__Records for this exercise__.
***
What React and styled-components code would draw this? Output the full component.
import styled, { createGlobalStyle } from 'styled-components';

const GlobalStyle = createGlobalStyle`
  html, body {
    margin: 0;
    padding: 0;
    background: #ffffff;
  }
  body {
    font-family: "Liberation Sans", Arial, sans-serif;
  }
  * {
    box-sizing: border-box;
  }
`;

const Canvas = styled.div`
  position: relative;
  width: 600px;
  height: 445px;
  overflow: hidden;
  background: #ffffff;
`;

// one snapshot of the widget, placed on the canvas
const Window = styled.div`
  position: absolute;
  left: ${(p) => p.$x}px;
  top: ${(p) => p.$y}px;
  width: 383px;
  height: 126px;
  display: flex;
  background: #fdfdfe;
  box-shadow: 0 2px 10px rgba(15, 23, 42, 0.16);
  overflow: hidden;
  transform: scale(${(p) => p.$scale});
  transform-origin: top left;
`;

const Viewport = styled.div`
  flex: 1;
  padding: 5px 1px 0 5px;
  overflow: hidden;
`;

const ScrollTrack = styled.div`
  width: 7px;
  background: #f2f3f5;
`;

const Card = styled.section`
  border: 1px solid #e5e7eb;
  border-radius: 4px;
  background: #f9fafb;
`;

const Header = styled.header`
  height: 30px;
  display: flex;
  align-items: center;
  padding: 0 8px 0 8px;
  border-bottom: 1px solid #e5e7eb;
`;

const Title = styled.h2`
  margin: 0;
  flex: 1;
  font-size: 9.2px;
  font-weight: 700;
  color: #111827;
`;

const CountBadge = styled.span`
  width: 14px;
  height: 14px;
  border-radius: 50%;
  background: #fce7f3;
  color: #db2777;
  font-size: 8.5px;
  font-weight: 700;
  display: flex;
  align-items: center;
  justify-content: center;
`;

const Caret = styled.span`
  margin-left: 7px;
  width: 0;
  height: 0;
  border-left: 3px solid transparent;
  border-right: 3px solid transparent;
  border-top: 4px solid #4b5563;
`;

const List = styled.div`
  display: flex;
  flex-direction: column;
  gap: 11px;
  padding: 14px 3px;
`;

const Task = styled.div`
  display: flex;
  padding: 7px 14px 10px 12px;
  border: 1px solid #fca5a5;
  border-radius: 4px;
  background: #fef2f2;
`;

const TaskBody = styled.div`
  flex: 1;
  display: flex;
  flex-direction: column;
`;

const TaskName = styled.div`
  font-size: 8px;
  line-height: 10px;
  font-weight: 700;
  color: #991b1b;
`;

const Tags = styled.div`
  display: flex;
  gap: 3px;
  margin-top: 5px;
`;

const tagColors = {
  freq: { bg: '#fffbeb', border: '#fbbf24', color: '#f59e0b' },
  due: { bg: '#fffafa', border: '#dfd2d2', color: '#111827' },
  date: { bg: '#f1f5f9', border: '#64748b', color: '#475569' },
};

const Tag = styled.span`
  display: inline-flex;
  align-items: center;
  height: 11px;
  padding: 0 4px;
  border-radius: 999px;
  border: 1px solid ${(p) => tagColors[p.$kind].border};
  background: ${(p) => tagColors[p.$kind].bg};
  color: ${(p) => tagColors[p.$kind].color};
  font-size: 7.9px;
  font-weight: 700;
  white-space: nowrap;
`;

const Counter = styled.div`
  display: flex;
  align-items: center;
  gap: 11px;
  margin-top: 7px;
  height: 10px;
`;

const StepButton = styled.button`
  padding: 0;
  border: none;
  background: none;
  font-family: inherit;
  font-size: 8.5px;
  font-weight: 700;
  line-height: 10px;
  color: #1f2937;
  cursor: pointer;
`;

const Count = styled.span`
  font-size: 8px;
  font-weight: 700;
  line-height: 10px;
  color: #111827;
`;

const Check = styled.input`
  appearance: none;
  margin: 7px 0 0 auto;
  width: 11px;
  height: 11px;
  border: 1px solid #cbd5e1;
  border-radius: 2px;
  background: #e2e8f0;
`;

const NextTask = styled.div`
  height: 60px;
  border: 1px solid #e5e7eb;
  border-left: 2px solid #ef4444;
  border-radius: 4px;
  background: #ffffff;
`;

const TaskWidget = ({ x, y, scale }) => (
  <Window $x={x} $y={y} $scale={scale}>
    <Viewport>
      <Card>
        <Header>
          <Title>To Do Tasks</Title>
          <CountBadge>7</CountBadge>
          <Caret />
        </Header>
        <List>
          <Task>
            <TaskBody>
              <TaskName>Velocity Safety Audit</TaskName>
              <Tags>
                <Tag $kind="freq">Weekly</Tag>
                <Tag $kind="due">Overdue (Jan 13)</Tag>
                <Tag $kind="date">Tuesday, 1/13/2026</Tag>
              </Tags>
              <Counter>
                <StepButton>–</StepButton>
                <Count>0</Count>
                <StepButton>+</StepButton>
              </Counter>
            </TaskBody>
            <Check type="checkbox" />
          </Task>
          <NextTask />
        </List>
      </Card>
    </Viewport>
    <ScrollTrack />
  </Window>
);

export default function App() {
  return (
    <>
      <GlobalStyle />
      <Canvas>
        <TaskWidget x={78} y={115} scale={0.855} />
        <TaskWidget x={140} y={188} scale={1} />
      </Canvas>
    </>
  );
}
***
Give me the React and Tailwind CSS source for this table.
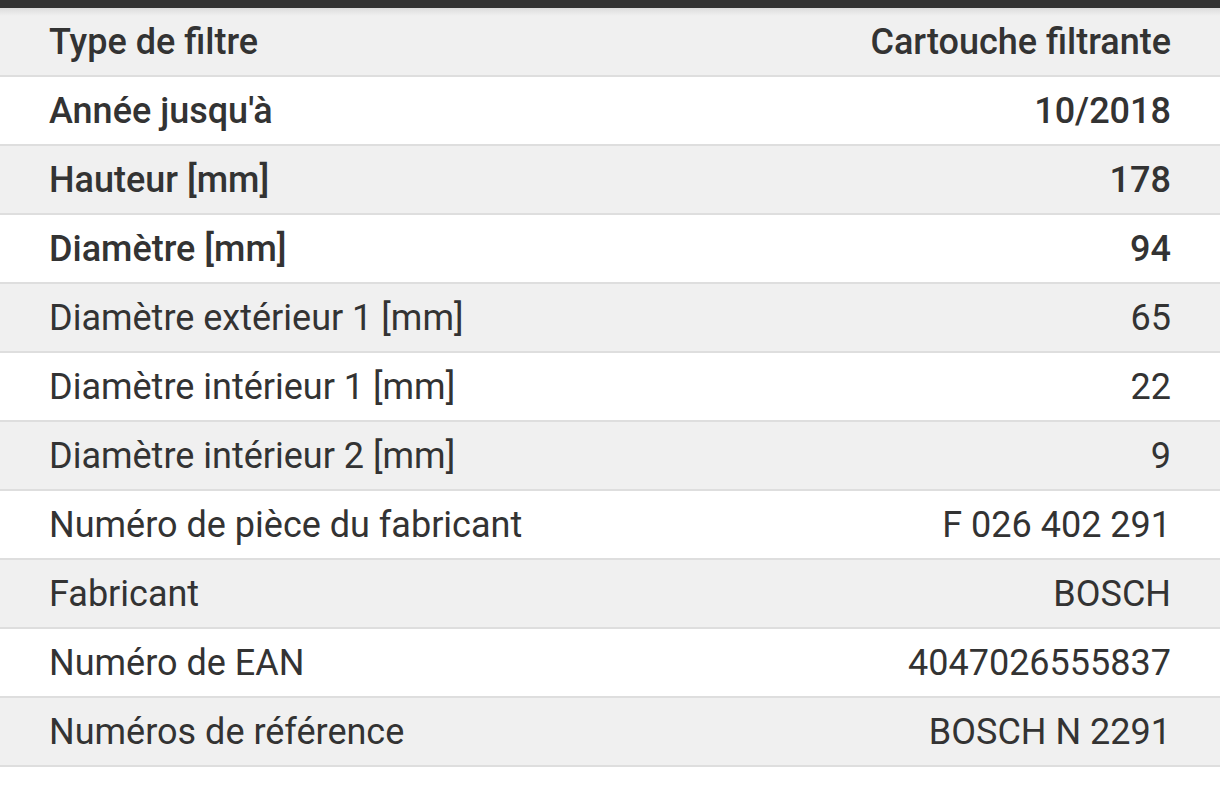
***
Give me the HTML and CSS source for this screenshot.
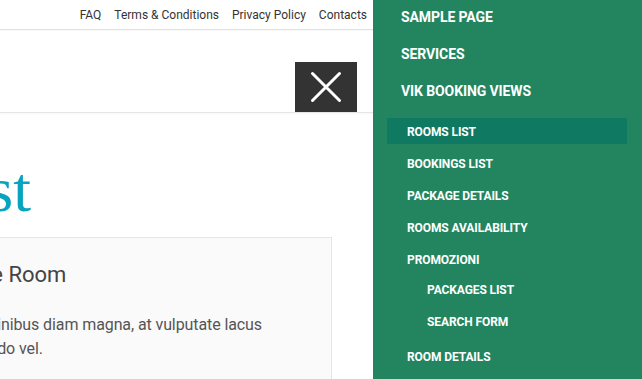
***
__Your goal__. From the records above, pick out and copy each line holding the word "source".

__Exercise result__.
Give me the React and Tailwind CSS source for this table.
Give me the HTML and CSS source for this screenshot.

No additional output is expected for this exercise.